Published on: 15-Jun-2007
The curator of Microsoft's large wall art collection has spoken out about the growth of corporate art compilations - and the peculiar difficulties associated with the role.

Since beginning a wall art collection in 1987, computer giant Microsoft has now amassed 4,500 pieces of contemporary art, including a prized two-storey wall drawing by Sol LeWitt.

According to Micrsoft's curator Laura Matzer, the trend began in the late 70s.

"Wherever you looked, it became fashionable to be knowledgeable about art," she told the Associated Press. "That's when the whole corporate art collecting really went crazy."

While Microsoft's wall art craze began at a time when the company had just one campus with six buildings, vast expansion since means Matzer is now curator of mini-art collections in 80 buildings in the US, as well as at international sites in Japan and Denmark.

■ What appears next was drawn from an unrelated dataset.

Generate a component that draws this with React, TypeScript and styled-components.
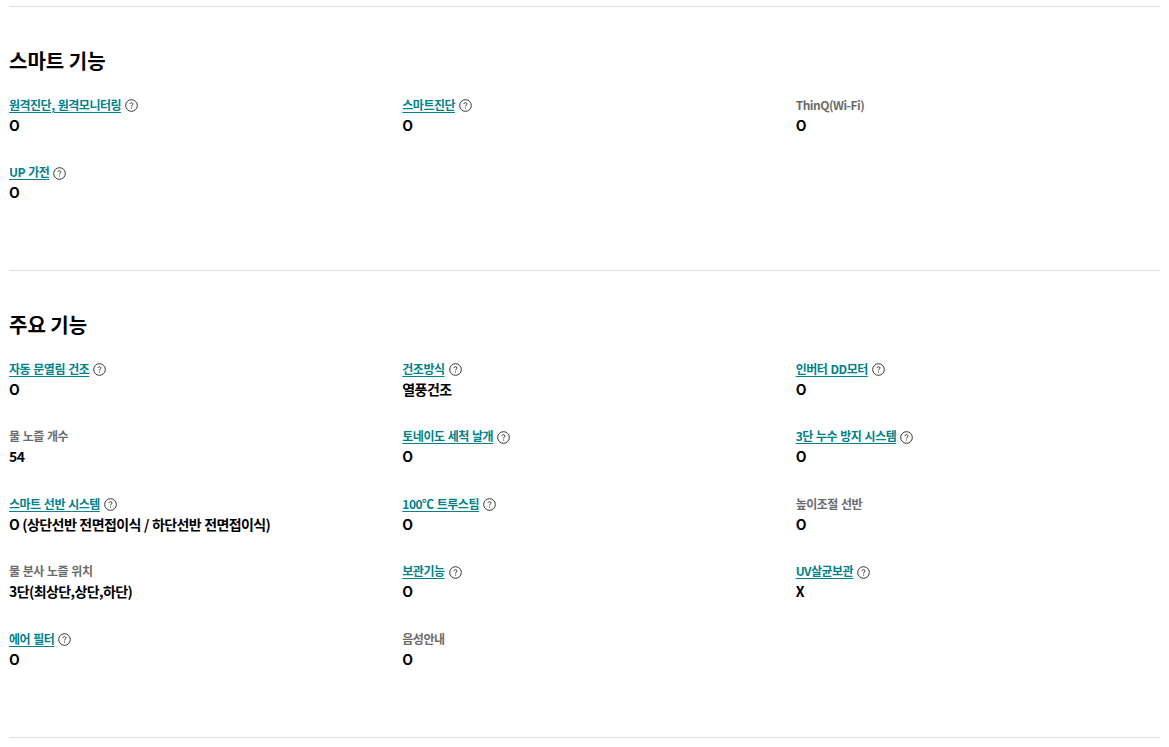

And, Matzer continued, that not only means having to take a fragmented approach to exhibitions, but also deal with a viewing public who often lack understanding or are simply "antagonistic" to those pieces they see.

Other notable corporate collections are the 50,000-strong selection of works owned by Deutsche Bank, which includes paintings by Picasso and Gerhard Richter, and that of the Progressive Casualty Insurance Company, which features an iconic Andy Warhol serigraph of Chairman Mao.